What To Do Right Now

Follow these steps in order to avoid a coverage gap and meet California's SR-22 filing requirement: 1. Contact your current carrier within 7 days of conviction. Ask for your policy renewal date and confirm whether they will non-renew. If they confirm non-renewal, you have until that date to secure new coverage. Missing this date creates a gap. 2. Request quotes from non-standard carriers licensed to file SR-22 in California within 14 days of conviction. Contact Progressive, Dairyland, Bristol West, National General, and Acceptance Insurance directly. Specify that you need SR-22 filing for a felony DUI causing injury.
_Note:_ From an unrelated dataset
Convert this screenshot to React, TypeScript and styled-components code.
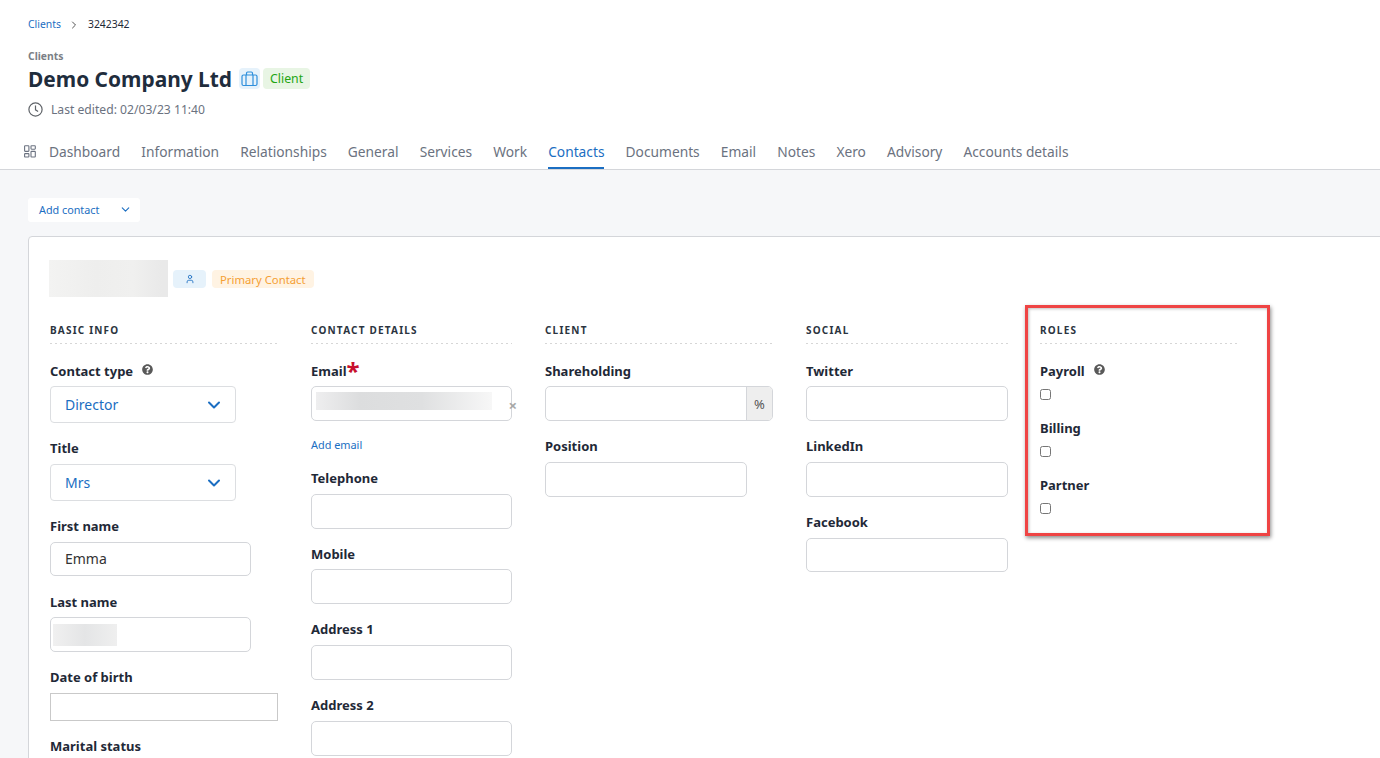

Rates vary significantly between carriers for felony DUI risk. 3. Purchase a policy and request SR-22 filing at least 10 days before your current policy ends or before your license reinstatement eligibility date, whichever comes first. Confirm the carrier will file the SR-22 certificate electronically with the California DMV. Request written confirmation of the filing date. 4. Verify SR-22 filing with the California DMV within 5 business days of your carrier's filing date. Call the DMV at 1-916-657-6525 or check your DMV record online. If the SR-22 does not appear, contact your carrier immediately. Filing errors delay reinstatement. 5. Maintain continuous coverage for the full 3-year SR-22 requirement period. Set a calendar reminder 15 days before each premium due date. If you miss a payment and your policy lapses, the carrier notifies the DMV within 15 days and your license is suspended again automatically. Reinstatement after an SR-22 lapse requires starting the 3-year clock over.